In Belorussia, as part of Operation Bagration in mid-1944, Soviet tanks and guns rolled out of the swamps on the northern edge of the Pripet Marshes, surprising German defenders. Undetected by the Germans, Soviet engineers had laid wooden causeways, creating makeshift roads for the Soviet armor that made gains of 25 miles per day against the startled Germans, who dropped back against the remorseless onslaught.
The planning of Operation Bagration was kept so secret that the Soviets were able to have partisans strike German Army Group Center’s key transportation points. Deception efforts had encouraged the Germans to reinforce the southern sector of the front while the decisive blow hit in the north. The destroyed railroad lines meant that the Germans could not easily redeploy their armor where it was most needed.
Kudos to Patrick Armstrong for his incisive observation that modern deception in the age of vast Intelligence, Surveillance and Reconnaissance (aka ISR) capabilities is a vastly more difficult challenge compared to what was employed in World War 2. Tolkien’s Eye of Sauron has become a reality in the 21st Century, i.e., an all-seeing eye that can pierce the battlefield and behind. It is highly unlikely that Ukraine or Russia can assemble a large army in one particular sector of the battlefield without being detected. The United States has ignored deception on this front by regularly announcing the deployment of troops and equipment to Ukraine’s border.
When it comes to the war in Ukraine, it appears that Russia enjoys a massive advantage in maskirovka because NATO lacks a coherent strategy and is under enormous pressure to pander to domestic politics. Then there is social media and the internet. It is a powerful means of shaping public opinion and confusing intelligence analysts. Western fixation on Prigozhin and the Wagner Group is a prime example. Americans and Europeans have been bombarded with stories and videos about the latest antics of Wagner. So answer this question — where is the rest of the Russian Army? The Western media rarely reports on the activities and status of the rest of the Russian Army except when a commander, like General Popov, is removed from command. What is odd about the Popov story is that he has been sent to lead Russia’s military operations in Syria rather than being cashiered. Maskirovka? Perhaps.
Maskirovka is a lot like fly fishing. The deception planners have to figure out how to bait the hook with something the Western public and military planners will readily swallow. It would not surprise me that Russia has been feeding the West stories about chaos in the Russian military, Putin’s isolation and illness, and terrible morale. We already see that many senior officials in the United States and Europe embrace these memes. If Western leaders are persuaded that Russia is teetering on the brink of collapse they are more likely to dismiss intelligence reports and ignored evidence that tell the opposite story.

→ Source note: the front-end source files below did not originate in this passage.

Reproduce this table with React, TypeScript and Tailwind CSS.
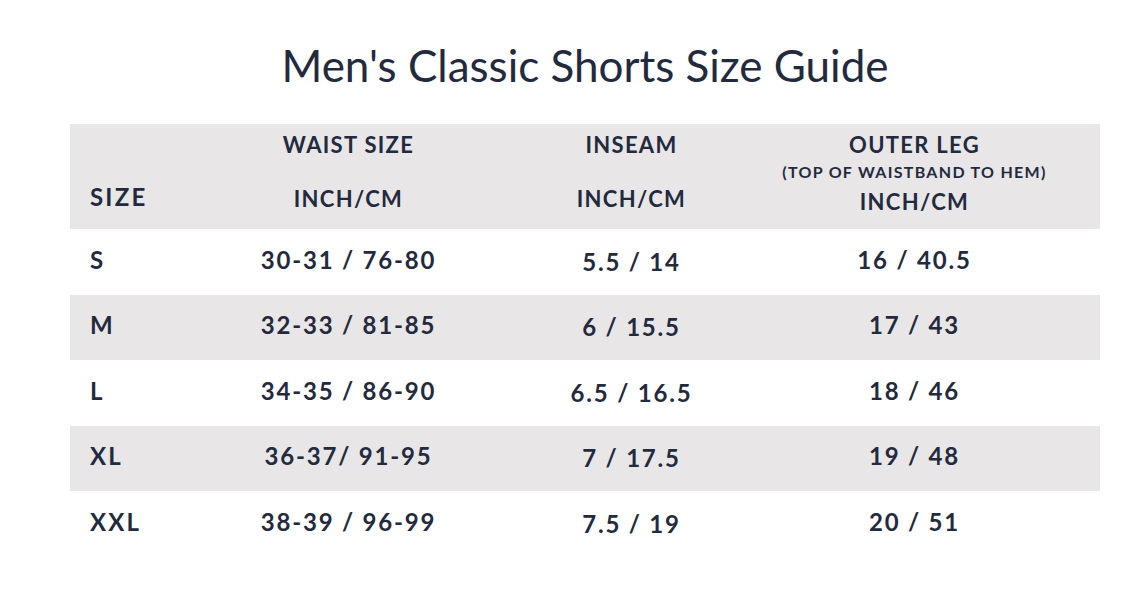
const rows = [
  { size: "S", waist: "30-31 / 76-80", inseam: "5.5 / 14", outer: "16 / 40.5" },
  { size: "M", waist: "32-33 / 81-85", inseam: "6 / 15.5", outer: "17 / 43" },
  { size: "L", waist: "34-35 / 86-90", inseam: "6.5 / 16.5", outer: "18 / 46" },
  { size: "XL", waist: "36-37/ 91-95", inseam: "7 / 17.5", outer: "19 / 48" },
  { size: "XXL", waist: "38-39 / 96-99", inseam: "7.5 / 19", outer: "20 / 51" },
];

const cols = "grid grid-cols-[137px_283px_283px_283px_1fr]";

export default function App() {
  return (
    <div className="min-h-[590px] bg-white font-['Lato',sans-serif] text-[#232a3d]">
      <div className="ml-[70px] w-[1030px] pt-[43px]">
        <h1 className="text-center text-[44px] leading-[44px] font-normal">Men's Classic Shorts Size Guide</h1>

        <div className="mt-[37px]">
          <div className={`${cols} h-[105px] bg-[#e8e6e7] text-[22px] leading-[22px] font-bold tracking-[1.3px]`}>
            <div className="pl-5 pt-[61px] text-[24px] leading-[24px] tracking-[2.2px]">SIZE</div>
            <div className="flex flex-col items-center pt-[10px]">
              <span>WAIST SIZE</span>
              <span className="mt-[32px]">INCH/CM</span>
            </div>
            <div className="flex flex-col items-center pt-[10px]">
              <span>INSEAM</span>
              <span className="mt-[32px]">INCH/CM</span>
            </div>
            <div className="flex flex-col items-center pt-[10px]">
              <span>OUTER LEG</span>
              <span className="mt-[8px] text-[16px] leading-[16px] tracking-[1.3px]">(TOP OF WAISTBAND TO HEM)</span>
              <span className="mt-[11px]">INCH/CM</span>
            </div>
            <div />
          </div>

          {rows.map((r, i) => (
            <div
              key={r.size}
              className={`${cols} h-[65.5px] items-center text-[24px] leading-[24px] font-bold tracking-[1.8px] ${i % 2 === 1 ? "bg-[#e8e6e7]" : "bg-white"}`}
            >
              <div className="pl-5 -mt-[4px] tracking-[2.2px]">{r.size}</div>
              <div className="text-center -mt-[4px]">{r.waist}</div>
              <div className="text-center">{r.inseam}</div>
              <div className="text-center -mt-[4px]">{r.outer}</div>
              <div />
            </div>
          ))}
        </div>
      </div>
    </div>
  );
}
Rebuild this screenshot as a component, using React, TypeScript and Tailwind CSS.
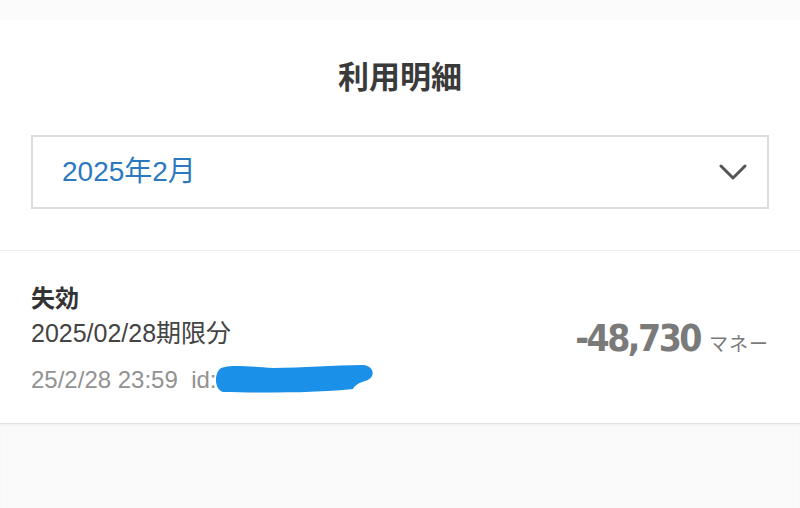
const jp = "font-['Liberation_Sans','Noto_Sans_CJK_JP',sans-serif]";

const ChevronDown = () => (
  <svg width="28" height="18" viewBox="0 0 28 18" fill="none">
    <path d="M2 3 L14 15 L26 3" stroke="#555" strokeWidth="3" strokeLinecap="round" strokeLinejoin="round" />
  </svg>
);

// pen mark hiding the id
const Scribble = () => (
  <svg width="164" height="32" viewBox="0 0 164 32" className="absolute left-[182px] top-[-3px]">
    <path
      d="M6 8 C 10 2, 30 4, 60 6 C 90 6, 120 3, 150 3 C 162 4, 163 16, 152 19 C 146 21, 142 23, 140 27 C 100 31, 50 31, 10 30 C 2 28, 1 14, 6 8 Z"
      fill="#1a90e8"
    />
  </svg>
);

export default function App() {
  return (
    <div className={`w-[800px] h-[508px] bg-white flex flex-col ${jp}`}>
      <div className="h-[20px] bg-[#fbfbfb]" />
      <h1 className="pt-[38px] text-center text-[31px] leading-[40px] font-bold text-[#3a3a3a]">
        利用明細
      </h1>
      <div className="mt-[37px] mx-[31px] h-[74px] border-2 border-[#dedede] flex items-center justify-between pl-[29px] pr-[20px]">
        <span className="text-[28px] text-[#2c79c0]">2025年2月</span>
        <ChevronDown />
      </div>
      <div className="mt-[41px] h-px bg-[#ebebeb]" />
      <div className="h-[172px] px-[31px] flex items-start justify-between">
        <div className="flex flex-col pt-[32px]">
          <span className="text-[24px] leading-[32px] font-bold text-[#333]">失効</span>
          <span className="mt-px text-[25px] leading-[34px] text-[#444]">2025/02/28期限分</span>
          <div className="relative mt-[15px] h-[30px]">
            <span className="text-[24px] leading-[30px] text-[#929292]">25/2/28 23:59&nbsp; id:</span>
            <Scribble />
          </div>
        </div>
        <div className="flex items-baseline gap-[9px] pt-[66px]">
          <span className="font-['Liberation_Sans_Narrow','DejaVu_Sans_Condensed',sans-serif] font-bold text-[37px] leading-[44px] tracking-[-2.5px] text-[#7a7a7a]">
            -48,730
          </span>
          <span className="text-[19px] text-[#7a7a7a] tracking-[1px]">マネー</span>
        </div>
      </div>
      <div className="h-px bg-[#e2e2e2]" />
      <div className="flex-1 bg-[#fafafa] shadow-[inset_0_2px_2px_rgba(0,0,0,0.03)]" />
    </div>
  );
}
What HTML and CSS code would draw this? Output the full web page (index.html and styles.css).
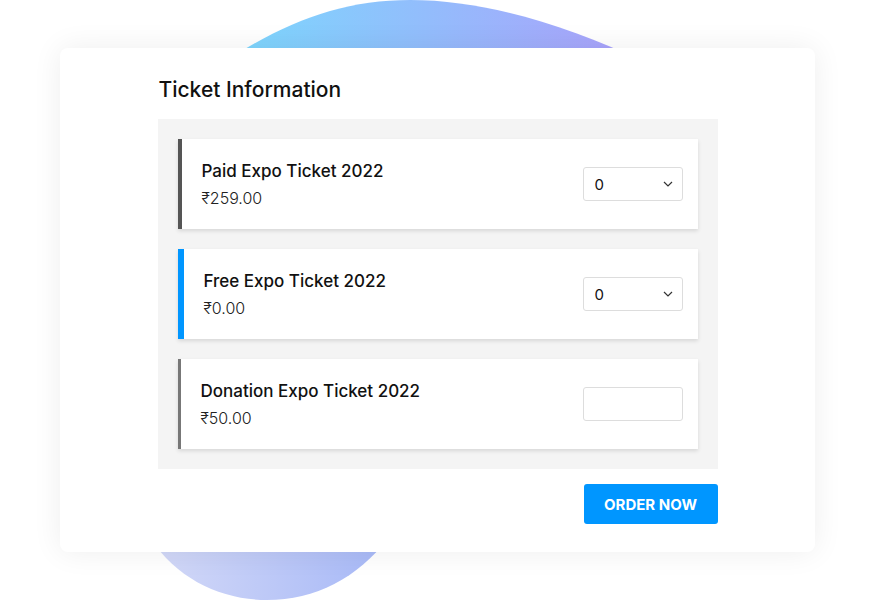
FILE: index.html
```html
<!DOCTYPE html>
<html lang="en">
  <head>
    <meta charset="UTF-8" />
    <meta name="viewport" content="width=device-width, initial-scale=1.0" />
    <title>Ticket Information</title>
    <link rel="stylesheet" href="styles.css">
  </head>
  <body>
    <div class="stage">
      <!-- baggrunds-blob bag kortet -->
      <svg class="blob" viewBox="0 0 875 600" width="875" height="600" aria-hidden="true">
        <defs>
          <linearGradient id="blobTop" x1="240" y1="0" x2="615" y2="0" gradientUnits="userSpaceOnUse">
            <stop offset="0" stop-color="#7dd6fd" />
            <stop offset="1" stop-color="#a9a3fb" />
          </linearGradient>
          <linearGradient id="blobBund" x1="158" y1="0" x2="375" y2="0" gradientUnits="userSpaceOnUse">
            <stop offset="0" stop-color="#d2d8f7" />
            <stop offset="1" stop-color="#a9baf7" />
          </linearGradient>
        </defs>
        <path d="M 230 58 C 290 20, 345 0, 410 0 C 485 0, 565 25, 645 62 L 645 120 L 230 120 Z" fill="url(#blobTop)" />
        <path d="M 150 538 C 178 580, 222 600, 267 600 C 315 600, 358 578, 388 538 Z" fill="url(#blobBund)" />
      </svg>

      <section class="card">
        <div class="inner">
          <h1>Ticket Information</h1>
          <div class="panel">
            <article class="ticket paid">
              <div class="txt">
                <h2>Paid Expo Ticket 2022</h2>
                <p>₹259.00</p>
              </div>
              <div class="select">
                <span>0</span>
                <svg width="10" height="6" viewBox="0 0 10 6"><path d="M1 1 L5 5 L9 1" fill="none" stroke="#333" stroke-width="1.2" /></svg>
              </div>
            </article>
            <article class="ticket free">
              <div class="txt">
                <h2>Free Expo Ticket 2022</h2>
                <p>₹0.00</p>
              </div>
              <div class="select">
                <span>0</span>
                <svg width="10" height="6" viewBox="0 0 10 6"><path d="M1 1 L5 5 L9 1" fill="none" stroke="#333" stroke-width="1.2" /></svg>
              </div>
            </article>
            <article class="ticket donation">
              <div class="txt">
                <h2>Donation Expo Ticket 2022</h2>
                <p>₹50.00</p>
              </div>
              <div class="select"></div>
            </article>
          </div>
          <div class="actions">
            <button class="order">ORDER NOW</button>
          </div>
        </div>
      </section>
    </div>
  </body>
</html>
```

FILE: styles.css
```css
body {
  margin: 0;
  background: #fff;
  font-family: "Inter", "Open Sans", sans-serif;
  color: #111;
}

.stage {
  position: relative;
  width: 875px;
  height: 600px;
  padding: 48px 0 0 60px;
  box-sizing: border-box;
  overflow: hidden;
}

.blob {
  position: absolute;
  left: 0;
  top: 0;
}

.card {
  position: relative;
  width: 755px;
  height: 504px;
  background: #fff;
  border-radius: 8px;
  box-shadow: 0 0 30px rgba(0, 0, 0, 0.07);
  box-sizing: border-box;
  padding-top: 27px;
}

.inner {
  width: 560px;
  margin: 0 auto;
}

h1 {
  margin: 0 0 14px 1px;
  font-size: 21px;
  font-weight: 500;
  line-height: 30px;
  color: #111;
}

.panel {
  background: #f4f4f4;
  padding: 20px;
  display: flex;
  flex-direction: column;
  gap: 20px;
}

.ticket {
  height: 90px;
  background: #fff;
  display: flex;
  align-items: center;
  justify-content: space-between;
  padding: 0 15px 0 20px;
  box-shadow: 0 2px 4px rgba(0, 0, 0, 0.12);
}

.paid {
  border-left: 4px solid #555;
}

.free {
  border-left: 6px solid #0096ff;
}

.donation {
  border-left: 3px solid #777;
}

.txt h2 {
  margin: 0 0 4px;
  font-size: 17px;
  font-weight: 500;
  line-height: 24px;
  color: #111;
}

.txt p {
  margin: 0;
  font-size: 16px;
  font-weight: 300;
  line-height: 22px;
  color: #222;
}

.select {
  width: 100px;
  height: 34px;
  box-sizing: border-box;
  border: 1px solid #ddd;
  border-radius: 3px;
  display: flex;
  align-items: center;
  justify-content: space-between;
  padding: 0 9px 0 11px;
  font-size: 15px;
  color: #111;
}

.actions {
  display: flex;
  justify-content: flex-end;
  padding-top: 15px;
}

.order {
  width: 134px;
  height: 40px;
  border: none;
  border-radius: 3px;
  background: #0096ff;
  color: #fff;
  font-family: inherit;
  font-size: 15px;
  font-weight: 700;
  cursor: pointer;
}
```
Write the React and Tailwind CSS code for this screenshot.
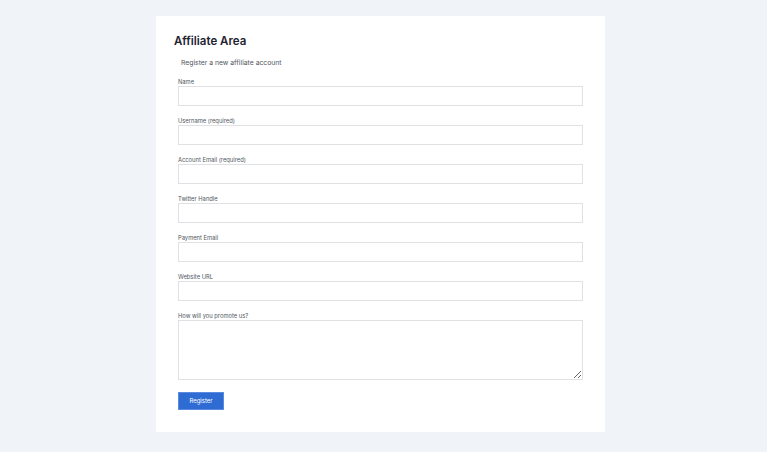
import React from 'react';

const fields = [
  'Name',
  'Username (required)',
  'Account Email (required)',
  'Twitter Handle',
  'Payment Email',
  'Website URL',
];

export default function App() {
  return (
    <div className="min-h-screen bg-[#f0f3f8] pt-[16px] pl-[156px] font-['Inter',sans-serif]">
      <div className="w-[449px] h-[416px] bg-white pl-[18px] pr-[22px] pt-[17px]">
        <h1 className="text-[11.5px] leading-[17px] font-semibold text-[#1e2330]">Affiliate Area</h1>
        <p className="mt-[7px] pl-[7px] text-[6.8px] leading-[12px] text-[#50575e]">Register a new affiliate account</p>

        <form className="pl-[4px] mt-[7px] flex flex-col gap-[9px]" onSubmit={(e) => e.preventDefault()}>
          {fields.map((f) => (
            <div key={f} className="flex flex-col">
              <label className="text-[5.8px] leading-[9px] pt-[1px] text-[#50575e]">{f}</label>
              <input type="text" className="h-[20px] w-full border border-[#e0e1e4] bg-white outline-none" />
            </div>
          ))}
          <div className="flex flex-col">
            <label className="text-[5.8px] leading-[9px] pt-[1px] text-[#50575e]">How will you promote us?</label>
            <textarea className="h-[60px] w-full border border-[#e0e1e4] bg-white outline-none" />
          </div>
          <div className="mt-[3px] flex">
            <button type="submit" className="block w-[46px] h-[18px] bg-[#2e6bd3] border border-[#5a8be0] text-white text-[6px] leading-[16px]">
              Register
            </button>
          </div>
        </form>
      </div>
    </div>
  );
}
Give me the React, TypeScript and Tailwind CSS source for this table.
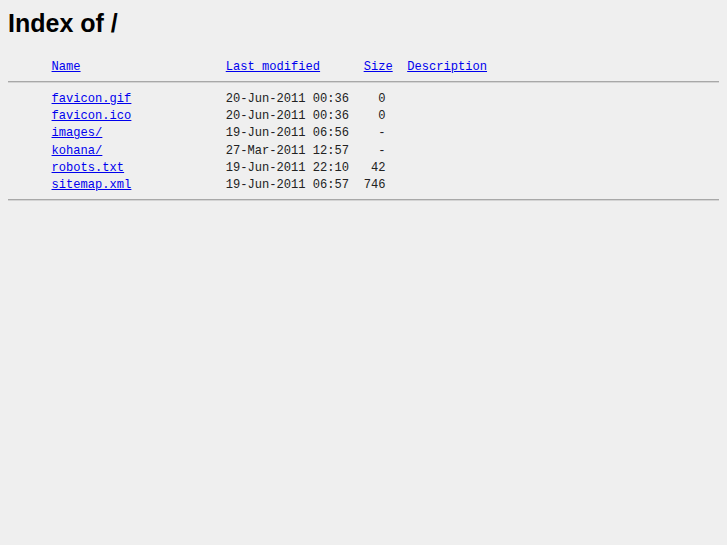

My suggestion is simple — take everything you read in the media and on the internet with a big grain of salt. I believe that Russia’s military planners continue to embrace deception as a central component of their military strategy and tactics and that many in the West are ignoring this concept. Conversely, the United States and its NATO allies — enamored of social media — are focused of doing information warfare to the exclusion of other camouflage operations. The end result is confusion — NATO is struggling to figure out what Russia will do to bring the military operation in Ukraine to an end.